Cindy Sheehan has decided to go on a hunger strike.

Big Whoop. What exactly is that supposed to tell me. I already knew this was something she felt strongly about. I don't agree with her, but I am aware that she's not ok with the goings on in Iraq. So, I wish her well, and maybe this will do more for her than Rosie's Chub Club.

Another thing--people are getting all fired up over the 2,500 soldiers killed in Iraq and thousands of Iraqis. Yeah, one death is bad...but let's get some perspective. In World War I, 15 MILLION were killed. In World War II, 66 MILLION were killed. The Russians alone lost 22 MILLION. The Vietnam war claimed over 2 MILLION.
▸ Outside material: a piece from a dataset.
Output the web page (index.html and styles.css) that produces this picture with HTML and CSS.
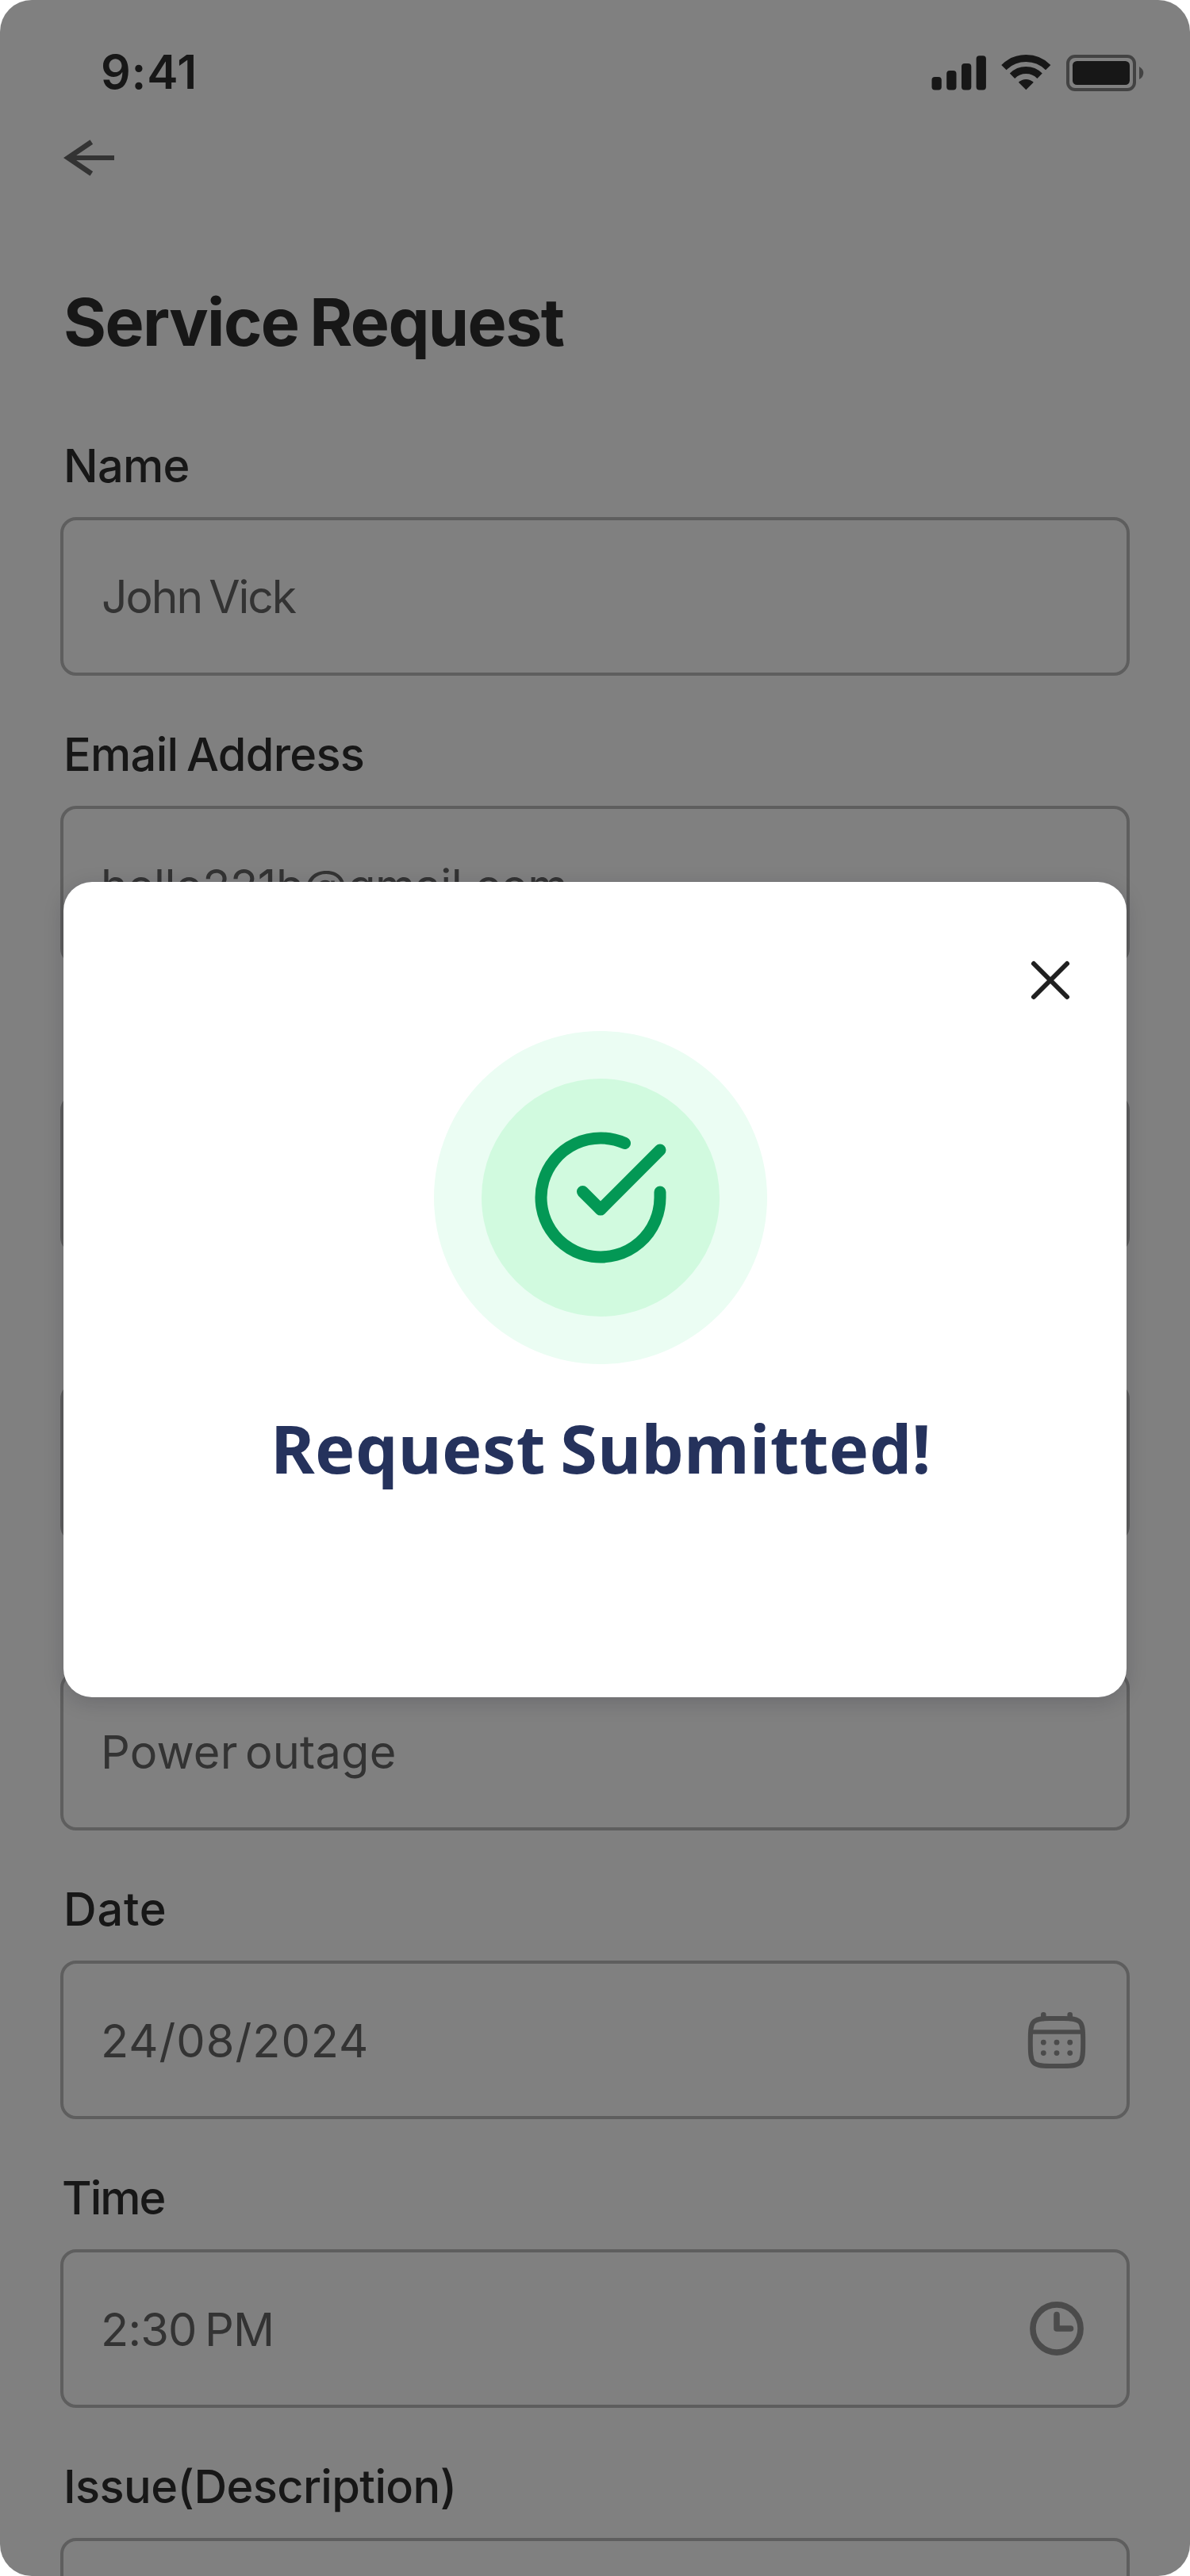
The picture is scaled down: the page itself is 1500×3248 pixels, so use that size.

I do question the wisdom of the initial invasion. I thought at the time it was a bit early, but maybe not. We had this crazy dictator who had attacked his neighbors before, saying he had nuclear weapons. I think that he really believed he did and his scientists were just lying to him. The UN kept trying to go in there and 'inspect' and he kicked them out 16 times. Sixteen!!! How long can we let a threat like that go and only punish him by 'talking.' and I hear all these whines about what about the iraqi people? We don't want to kill innocents. Yeah, we don't, but at the same time the president of the United States is not there to protect the innocent Iraqis. He is there to protect Americans. There was a plausible threat, and a leader who would do nothing to give us assurances that the threat was not real. We could not be entirely sure what he would do. No, there were no WMDs, but from a risk management point of view, the right thing was done.

Now our troops are there and we cannot leave. If we do there will be a power vacuum and who knows what will happen to the iraqis on the weaker side of that struggle.

so Cindy, good luck on your diet, and I hope you can fit into your size 4s by the end of the summer.